[Start of Given information]
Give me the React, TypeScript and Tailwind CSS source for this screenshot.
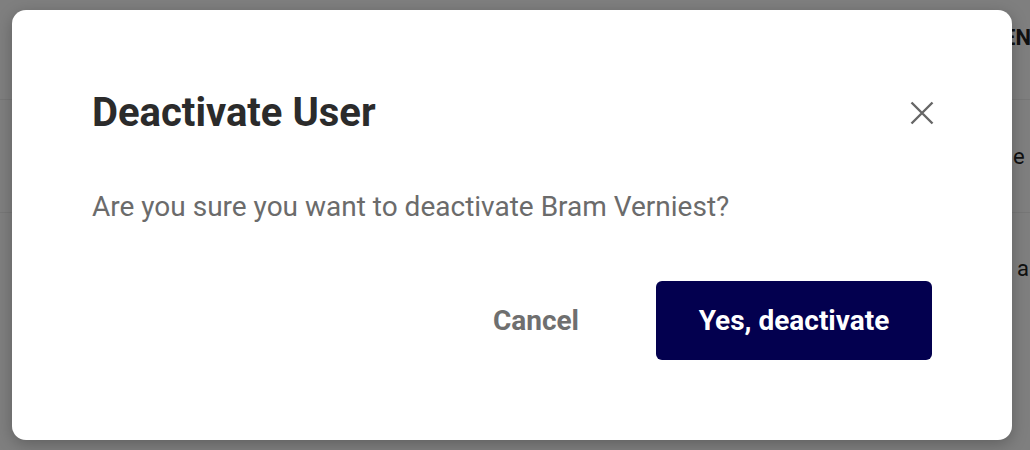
import React from "react"

function CloseIcon() {
  return (
    <svg width="24" height="24" viewBox="0 0 24 24" fill="none">
      <path d="M1.5 1.5L22.5 22.5M22.5 1.5L1.5 22.5" stroke="#666666" strokeWidth="2.4" />
    </svg>
  )
}

export default function App() {
  return (
    <div className="relative h-[450px] w-[1030px] overflow-hidden bg-white font-['Roboto',sans-serif]">
      {/* page behind the overlay */}
      <div className="grid grid-cols-[1003px_1fr] text-[#222]">
        <div className="h-[100px] border-b border-[#eee]" />
        <div className="flex h-[100px] items-start border-b border-[#eee] pt-[21px] text-[22px] font-bold whitespace-nowrap">
          ENABLED
        </div>
        <div className="h-[113px] border-b border-[#eee]" />
        <div className="flex h-[113px] items-center border-b border-[#eee] pl-[10px] text-[22px] whitespace-nowrap">
          e sales
        </div>
        <div className="h-[110px]" />
        <div className="flex h-[110px] items-center pl-[14px] text-[22px] whitespace-nowrap">
          a
        </div>
      </div>

      {/* overlay */}
      <div className="absolute inset-0 bg-black/50 pl-[12px] pt-[10px]">
        <div className="flex h-[430px] w-[1000px] flex-col rounded-[14px] bg-white px-20 pt-[79px] pb-20 shadow-[0_4px_16px_rgba(0,0,0,0.25)]">
          <div className="flex h-[48px] items-center justify-between">
            <h2 className="text-[40px] leading-[48px] font-bold text-[#2b2b2b]">Deactivate User</h2>
            <button className="-mr-[2px] flex h-[24px] w-[24px] items-center justify-center">
              <CloseIcon />
            </button>
          </div>
          <p className="mt-[52px] text-[28px] leading-[36px] text-[#6b6b6b]">
            Are you sure you want to deactivate Bram Verniest?
          </p>
          <div className="mt-auto flex items-center justify-end gap-[77px]">
            <button className="text-[28px] font-bold text-[#6f6f6f]">Cancel</button>
            <button className="h-[79px] w-[276px] rounded-[6px] bg-[#03004f] text-[28px] font-bold text-white">
              Yes, deactivate
            </button>
          </div>
        </div>
      </div>
    </div>
  )
}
[End of Given information]
What you have to do:
Copy the material above exactly and drop the pictures.

Worked solution:
Give me the React, TypeScript and Tailwind CSS source for this screenshot.
import React from "react"

function CloseIcon() {
  return (
    <svg width="24" height="24" viewBox="0 0 24 24" fill="none">
      <path d="M1.5 1.5L22.5 22.5M22.5 1.5L1.5 22.5" stroke="#666666" strokeWidth="2.4" />
    </svg>
  )
}

export default function App() {
  return (
    <div className="relative h-[450px] w-[1030px] overflow-hidden bg-white font-['Roboto',sans-serif]">
      {/* page behind the overlay */}
      <div className="grid grid-cols-[1003px_1fr] text-[#222]">
        <div className="h-[100px] border-b border-[#eee]" />
        <div className="flex h-[100px] items-start border-b border-[#eee] pt-[21px] text-[22px] font-bold whitespace-nowrap">
          ENABLED
        </div>
        <div className="h-[113px] border-b border-[#eee]" />
        <div className="flex h-[113px] items-center border-b border-[#eee] pl-[10px] text-[22px] whitespace-nowrap">
          e sales
        </div>
        <div className="h-[110px]" />
        <div className="flex h-[110px] items-center pl-[14px] text-[22px] whitespace-nowrap">
          a
        </div>
      </div>

      {/* overlay */}
      <div className="absolute inset-0 bg-black/50 pl-[12px] pt-[10px]">
        <div className="flex h-[430px] w-[1000px] flex-col rounded-[14px] bg-white px-20 pt-[79px] pb-20 shadow-[0_4px_16px_rgba(0,0,0,0.25)]">
          <div className="flex h-[48px] items-center justify-between">
            <h2 className="text-[40px] leading-[48px] font-bold text-[#2b2b2b]">Deactivate User</h2>
            <button className="-mr-[2px] flex h-[24px] w-[24px] items-center justify-center">
              <CloseIcon />
            </button>
          </div>
          <p className="mt-[52px] text-[28px] leading-[36px] text-[#6b6b6b]">
            Are you sure you want to deactivate Bram Verniest?
          </p>
          <div className="mt-auto flex items-center justify-end gap-[77px]">
            <button className="text-[28px] font-bold text-[#6f6f6f]">Cancel</button>
            <button className="h-[79px] w-[276px] rounded-[6px] bg-[#03004f] text-[28px] font-bold text-white">
              Yes, deactivate
            </button>
          </div>
        </div>
      </div>
    </div>
  )
}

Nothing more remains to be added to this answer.